The request:
Will you output all of the data below exactly, omitting the images?

Information supplied:
## Begin

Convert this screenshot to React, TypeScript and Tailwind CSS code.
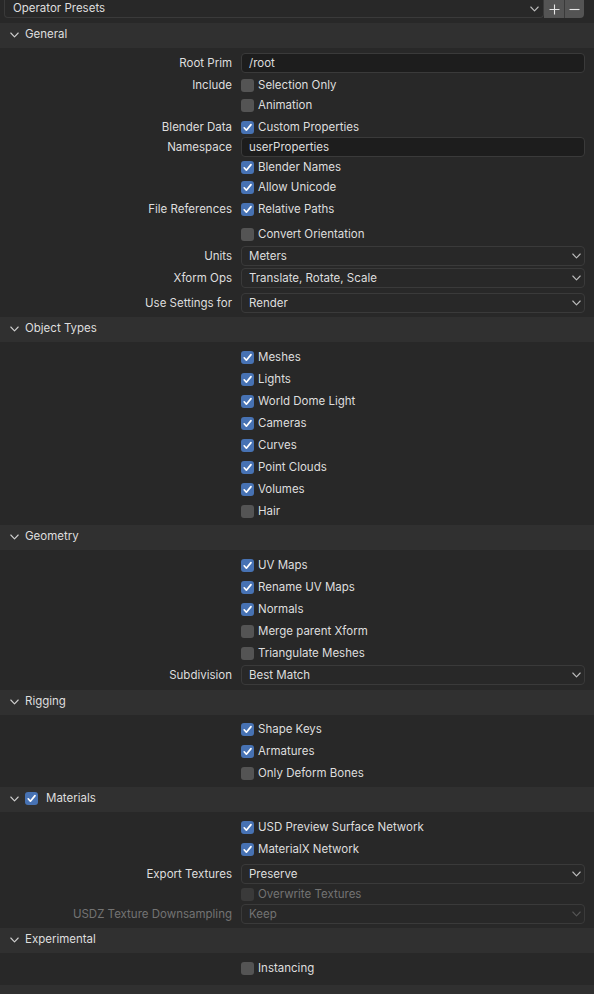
import React from "react";

const font = { fontFamily: "Inter, 'Noto Sans', sans-serif" };

function Check({ on = false, disabled = false }: { on?: boolean; disabled?: boolean }) {
  const bg = on ? "bg-[#4772b3]" : disabled ? "bg-[#3a3a3a]" : "bg-[#545454]";
  return (
    <div className={`w-[13px] h-[13px] rounded-[3px] shrink-0 flex items-center justify-center ${bg}`}>
      {on && (
        <svg width="13" height="13" viewBox="0 0 13 13">
          <polyline points="3.2,6.8 5.4,9.2 10,3.6" fill="none" stroke="white" strokeWidth="1.7" strokeLinecap="round" strokeLinejoin="round" />
        </svg>
      )}
    </div>
  );
}

function Chevron({ className = "" }: { className?: string }) {
  return (
    <svg width="9" height="6" viewBox="0 0 9 6" className={className}>
      <polyline points="0.8,1 4.5,4.8 8.2,1" fill="none" stroke="currentColor" strokeWidth="1.1" strokeLinecap="round" strokeLinejoin="round" />
    </svg>
  );
}

function Header({ title, check }: { title: string; check?: boolean }) {
  return (
    <div className="h-[25px] bg-[#303030] flex items-center pb-[2px] text-[#dedede] text-[11.5px]">
      <Chevron className="ml-[10px] text-[#cfcfcf]" />
      {check ? (
        <>
          <div className="ml-[6px]">
            <Check on />
          </div>
          <span className="ml-[8px] pt-px">{title}</span>
        </>
      ) : (
        <span className="ml-[6px] pt-px">{title}</span>
      )}
    </div>
  );
}

function Row({ label, disabled, mt = "", children }: { label?: string; disabled?: boolean; mt?: string; children: React.ReactNode }) {
  return (
    <div className={`h-[20px] flex items-center text-[11.5px] ${mt}`}>
      <div className={`w-[232px] text-right pt-px ${disabled ? "text-[#737373]" : "text-[#dedede]"}`}>{label}</div>
      <div className="ml-[9px] w-[344px] h-full flex items-center">{children}</div>
    </div>
  );
}

function Toggle({ text, on, disabled }: { text: string; on?: boolean; disabled?: boolean }) {
  return (
    <div className="flex items-center">
      <Check on={on} disabled={disabled} />
      <span className={`ml-[4px] pt-px ${disabled ? "text-[#737373]" : "text-[#dedede]"}`}>{text}</span>
    </div>
  );
}

function TextField({ value }: { value: string }) {
  return (
    <div className="w-full h-[20px] rounded-[4px] bg-[#1d1d1d] border border-[#3a3a3a] flex items-center px-[7px] pt-px text-[#dedede]">
      {value}
    </div>
  );
}

function Select({ value, disabled }: { value: string; disabled?: boolean }) {
  return (
    <div className={`w-full h-[20px] rounded-[4px] bg-[#282828] border border-[#3a3a3a] flex items-center pl-[7px] pr-[3px] ${disabled ? "text-[#737373]" : "text-[#dedede]"}`}>
      <span className="flex-1 pt-px">{value}</span>
      <Chevron className={disabled ? "text-[#555555]" : "text-[#bdbdbd]"} />
    </div>
  );
}

export default function App() {
  return (
    <div className="w-[594px] h-[994px] bg-[#282828] overflow-hidden" style={font}>
      {/* Presets bar */}
      <div className="h-[18px] flex pl-[4px] pr-[10px]">
        <div className="flex-1 h-full rounded-b-[4px] bg-[#282828] border border-t-0 border-[#3a3a3a] flex items-center pl-[8px] pr-[4px] text-[11.5px] text-[#dedede]">
          <span className="flex-1 pt-px">Operator Presets</span>
          <Chevron className="text-[#bdbdbd]" />
        </div>
        <div className="w-[20px] h-full bg-[#545454] flex items-center justify-center text-[#e6e6e6]">
          <svg width="11" height="11" viewBox="0 0 11 11">
            <path d="M5.5 0.5V10.5M0.5 5.5H10.5" stroke="currentColor" strokeWidth="1.1" />
          </svg>
        </div>
        <div className="w-px h-full bg-[#3a3a3a]" />
        <div className="w-[19px] h-full bg-[#545454] rounded-br-[4px] flex items-center justify-center text-[#e6e6e6]">
          <svg width="11" height="11" viewBox="0 0 11 11">
            <path d="M0.5 5.5H10.5" stroke="currentColor" strokeWidth="1.1" />
          </svg>
        </div>
      </div>

      <div className="h-[5px]" />

      <Header title="General" />
      <div className="pt-[5px] pb-[4px]">
        <Row label="Root Prim"><TextField value="/root" /></Row>
        <Row label="Include" mt="mt-[2px]"><Toggle text="Selection Only" /></Row>
        <Row><Toggle text="Animation" /></Row>
        <Row label="Blender Data" mt="mt-[2px]"><Toggle text="Custom Properties" on /></Row>
        <Row label="Namespace"><TextField value="userProperties" /></Row>
        <Row><Toggle text="Blender Names" on /></Row>
        <Row><Toggle text="Allow Unicode" on /></Row>
        <Row label="File References" mt="mt-[2px]"><Toggle text="Relative Paths" on /></Row>
        <Row mt="mt-[5px]"><Toggle text="Convert Orientation" /></Row>
        <Row label="Units" mt="mt-[2px]"><Select value="Meters" /></Row>
        <Row label="Xform Ops" mt="mt-[2px]"><Select value="Translate, Rotate, Scale" /></Row>
        <Row label="Use Settings for" mt="mt-[5px]"><Select value="Render" /></Row>
      </div>

      <Header title="Object Types" />
      <div className="pt-[5px] pb-[4px] flex flex-col gap-[2px]">
        <Row><Toggle text="Meshes" on /></Row>
        <Row><Toggle text="Lights" on /></Row>
        <Row><Toggle text="World Dome Light" on /></Row>
        <Row><Toggle text="Cameras" on /></Row>
        <Row><Toggle text="Curves" on /></Row>
        <Row><Toggle text="Point Clouds" on /></Row>
        <Row><Toggle text="Volumes" on /></Row>
        <Row><Toggle text="Hair" /></Row>
      </div>

      <Header title="Geometry" />
      <div className="pt-[5px] pb-[5px] flex flex-col gap-[2px]">
        <Row><Toggle text="UV Maps" on /></Row>
        <Row><Toggle text="Rename UV Maps" on /></Row>
        <Row><Toggle text="Normals" on /></Row>
        <Row><Toggle text="Merge parent Xform" /></Row>
        <Row><Toggle text="Triangulate Meshes" /></Row>
        <Row label="Subdivision"><Select value="Best Match" /></Row>
      </div>

      <Header title="Rigging" />
      <div className="pt-[4px] pb-[4px] flex flex-col gap-[2px]">
        <Row><Toggle text="Shape Keys" on /></Row>
        <Row><Toggle text="Armatures" on /></Row>
        <Row><Toggle text="Only Deform Bones" /></Row>
      </div>

      <Header title="Materials" check />
      <div className="pt-[5px] pb-[4px]">
        <Row><Toggle text="USD Preview Surface Network" on /></Row>
        <Row mt="mt-[2px]"><Toggle text="MaterialX Network" on /></Row>
        <Row label="Export Textures" mt="mt-[5px]"><Select value="Preserve" /></Row>
        <Row><Toggle text="Overwrite Textures" disabled /></Row>
        <Row label="USDZ Texture Downsampling" disabled><Select value="Keep" disabled /></Row>
      </div>

      <Header title="Experimental" />
      <div className="pt-[5px] pb-[7px]">
        <Row><Toggle text="Instancing" /></Row>
      </div>

      <div className="h-[25px] bg-[#303030]" />
    </div>
  );
}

## End

Exercise result:
Convert this screenshot to React, TypeScript and Tailwind CSS code.
import React from "react";

const font = { fontFamily: "Inter, 'Noto Sans', sans-serif" };

function Check({ on = false, disabled = false }: { on?: boolean; disabled?: boolean }) {
  const bg = on ? "bg-[#4772b3]" : disabled ? "bg-[#3a3a3a]" : "bg-[#545454]";
  return (
    <div className={`w-[13px] h-[13px] rounded-[3px] shrink-0 flex items-center justify-center ${bg}`}>
      {on && (
        <svg width="13" height="13" viewBox="0 0 13 13">
          <polyline points="3.2,6.8 5.4,9.2 10,3.6" fill="none" stroke="white" strokeWidth="1.7" strokeLinecap="round" strokeLinejoin="round" />
        </svg>
      )}
    </div>
  );
}

function Chevron({ className = "" }: { className?: string }) {
  return (
    <svg width="9" height="6" viewBox="0 0 9 6" className={className}>
      <polyline points="0.8,1 4.5,4.8 8.2,1" fill="none" stroke="currentColor" strokeWidth="1.1" strokeLinecap="round" strokeLinejoin="round" />
    </svg>
  );
}

function Header({ title, check }: { title: string; check?: boolean }) {
  return (
    <div className="h-[25px] bg-[#303030] flex items-center pb-[2px] text-[#dedede] text-[11.5px]">
      <Chevron className="ml-[10px] text-[#cfcfcf]" />
      {check ? (
        <>
          <div className="ml-[6px]">
            <Check on />
          </div>
          <span className="ml-[8px] pt-px">{title}</span>
        </>
      ) : (
        <span className="ml-[6px] pt-px">{title}</span>
      )}
    </div>
  );
}

function Row({ label, disabled, mt = "", children }: { label?: string; disabled?: boolean; mt?: string; children: React.ReactNode }) {
  return (
    <div className={`h-[20px] flex items-center text-[11.5px] ${mt}`}>
      <div className={`w-[232px] text-right pt-px ${disabled ? "text-[#737373]" : "text-[#dedede]"}`}>{label}</div>
      <div className="ml-[9px] w-[344px] h-full flex items-center">{children}</div>
    </div>
  );
}

function Toggle({ text, on, disabled }: { text: string; on?: boolean; disabled?: boolean }) {
  return (
    <div className="flex items-center">
      <Check on={on} disabled={disabled} />
      <span className={`ml-[4px] pt-px ${disabled ? "text-[#737373]" : "text-[#dedede]"}`}>{text}</span>
    </div>
  );
}

function TextField({ value }: { value: string }) {
  return (
    <div className="w-full h-[20px] rounded-[4px] bg-[#1d1d1d] border border-[#3a3a3a] flex items-center px-[7px] pt-px text-[#dedede]">
      {value}
    </div>
  );
}

function Select({ value, disabled }: { value: string; disabled?: boolean }) {
  return (
    <div className={`w-full h-[20px] rounded-[4px] bg-[#282828] border border-[#3a3a3a] flex items-center pl-[7px] pr-[3px] ${disabled ? "text-[#737373]" : "text-[#dedede]"}`}>
      <span className="flex-1 pt-px">{value}</span>
      <Chevron className={disabled ? "text-[#555555]" : "text-[#bdbdbd]"} />
    </div>
  );
}

export default function App() {
  return (
    <div className="w-[594px] h-[994px] bg-[#282828] overflow-hidden" style={font}>
      {/* Presets bar */}
      <div className="h-[18px] flex pl-[4px] pr-[10px]">
        <div className="flex-1 h-full rounded-b-[4px] bg-[#282828] border border-t-0 border-[#3a3a3a] flex items-center pl-[8px] pr-[4px] text-[11.5px] text-[#dedede]">
          <span className="flex-1 pt-px">Operator Presets</span>
          <Chevron className="text-[#bdbdbd]" />
        </div>
        <div className="w-[20px] h-full bg-[#545454] flex items-center justify-center text-[#e6e6e6]">
          <svg width="11" height="11" viewBox="0 0 11 11">
            <path d="M5.5 0.5V10.5M0.5 5.5H10.5" stroke="currentColor" strokeWidth="1.1" />
          </svg>
        </div>
        <div className="w-px h-full bg-[#3a3a3a]" />
        <div className="w-[19px] h-full bg-[#545454] rounded-br-[4px] flex items-center justify-center text-[#e6e6e6]">
          <svg width="11" height="11" viewBox="0 0 11 11">
            <path d="M0.5 5.5H10.5" stroke="currentColor" strokeWidth="1.1" />
          </svg>
        </div>
      </div>

      <div className="h-[5px]" />

      <Header title="General" />
      <div className="pt-[5px] pb-[4px]">
        <Row label="Root Prim"><TextField value="/root" /></Row>
        <Row label="Include" mt="mt-[2px]"><Toggle text="Selection Only" /></Row>
        <Row><Toggle text="Animation" /></Row>
        <Row label="Blender Data" mt="mt-[2px]"><Toggle text="Custom Properties" on /></Row>
        <Row label="Namespace"><TextField value="userProperties" /></Row>
        <Row><Toggle text="Blender Names" on /></Row>
        <Row><Toggle text="Allow Unicode" on /></Row>
        <Row label="File References" mt="mt-[2px]"><Toggle text="Relative Paths" on /></Row>
        <Row mt="mt-[5px]"><Toggle text="Convert Orientation" /></Row>
        <Row label="Units" mt="mt-[2px]"><Select value="Meters" /></Row>
        <Row label="Xform Ops" mt="mt-[2px]"><Select value="Translate, Rotate, Scale" /></Row>
        <Row label="Use Settings for" mt="mt-[5px]"><Select value="Render" /></Row>
      </div>

      <Header title="Object Types" />
      <div className="pt-[5px] pb-[4px] flex flex-col gap-[2px]">
        <Row><Toggle text="Meshes" on /></Row>
        <Row><Toggle text="Lights" on /></Row>
        <Row><Toggle text="World Dome Light" on /></Row>
        <Row><Toggle text="Cameras" on /></Row>
        <Row><Toggle text="Curves" on /></Row>
        <Row><Toggle text="Point Clouds" on /></Row>
        <Row><Toggle text="Volumes" on /></Row>
        <Row><Toggle text="Hair" /></Row>
      </div>

      <Header title="Geometry" />
      <div className="pt-[5px] pb-[5px] flex flex-col gap-[2px]">
        <Row><Toggle text="UV Maps" on /></Row>
        <Row><Toggle text="Rename UV Maps" on /></Row>
        <Row><Toggle text="Normals" on /></Row>
        <Row><Toggle text="Merge parent Xform" /></Row>
        <Row><Toggle text="Triangulate Meshes" /></Row>
        <Row label="Subdivision"><Select value="Best Match" /></Row>
      </div>

      <Header title="Rigging" />
      <div className="pt-[4px] pb-[4px] flex flex-col gap-[2px]">
        <Row><Toggle text="Shape Keys" on /></Row>
        <Row><Toggle text="Armatures" on /></Row>
        <Row><Toggle text="Only Deform Bones" /></Row>
      </div>

      <Header title="Materials" check />
      <div className="pt-[5px] pb-[4px]">
        <Row><Toggle text="USD Preview Surface Network" on /></Row>
        <Row mt="mt-[2px]"><Toggle text="MaterialX Network" on /></Row>
        <Row label="Export Textures" mt="mt-[5px]"><Select value="Preserve" /></Row>
        <Row><Toggle text="Overwrite Textures" disabled /></Row>
        <Row label="USDZ Texture Downsampling" disabled><Select value="Keep" disabled /></Row>
      </div>

      <Header title="Experimental" />
      <div className="pt-[5px] pb-[7px]">
        <Row><Toggle text="Instancing" /></Row>
      </div>

      <div className="h-[25px] bg-[#303030]" />
    </div>
  );
}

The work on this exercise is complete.